His Economic Theory in Retrospect is one of the most widely cited works in the history of economics. Blaug improved it throughout his life. It rationally reconstructs past economists with contemporary tools. It is a sure guide to the thought of past economists to countless readers, one of which was John Rawls, who read it with profit. Because of his use of modern notation, Blaug's name became synonymous with a certain kind of anachronism. But more often than not subsequent research vindicates his judgment. Another very influential, much cited, and widely translated book, although more of its times, was The Methodology of Economics, or How Economists Explain. In many ways it was an attempt to create a (Popperian) paradigm for the philosophy of economics.

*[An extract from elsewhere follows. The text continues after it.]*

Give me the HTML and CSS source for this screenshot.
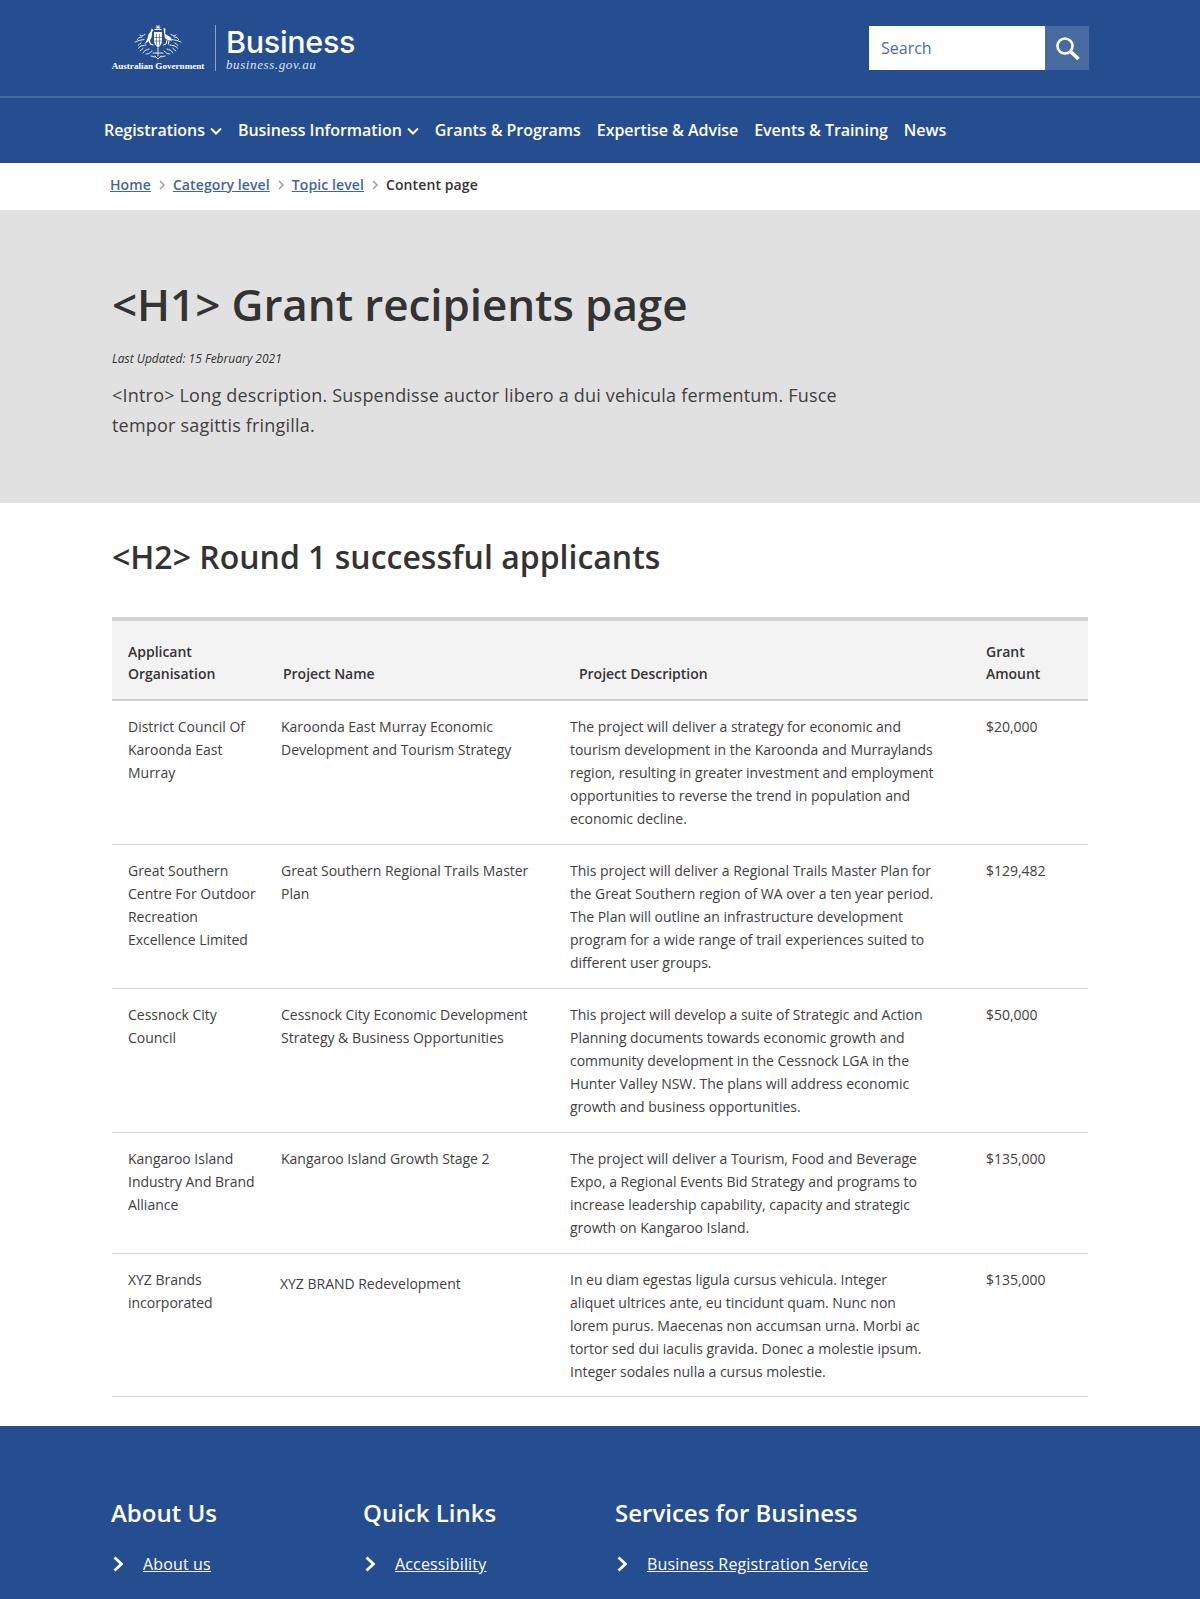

Mark was not very impressed by my first draft chapter on the methodology/content of the Wealth of Nations chapter: "I found much of what you have to say in Retrospect, 5th edition,1997. But I would say that, wouldn't I?" In the fall of 2003, I presented my work in Rotterdam in Uskali Mäki's seminar. That seminar was notorious for bloodbaths. To my horror Mark, who did not suffer fools lightly, had been assigned my commentator. Given that journals were rejecting my work regularly, my confidence was at all-time low. Mark's comments consisted of three points. The first one amounted to something to the effect that I had an original and important new thesis about the Wealth of Nations unanticipated by anybody, etc; it turned into a glorious afternoon. (Privately he told me that my treatment of Smith's growth's model was still inadequate!)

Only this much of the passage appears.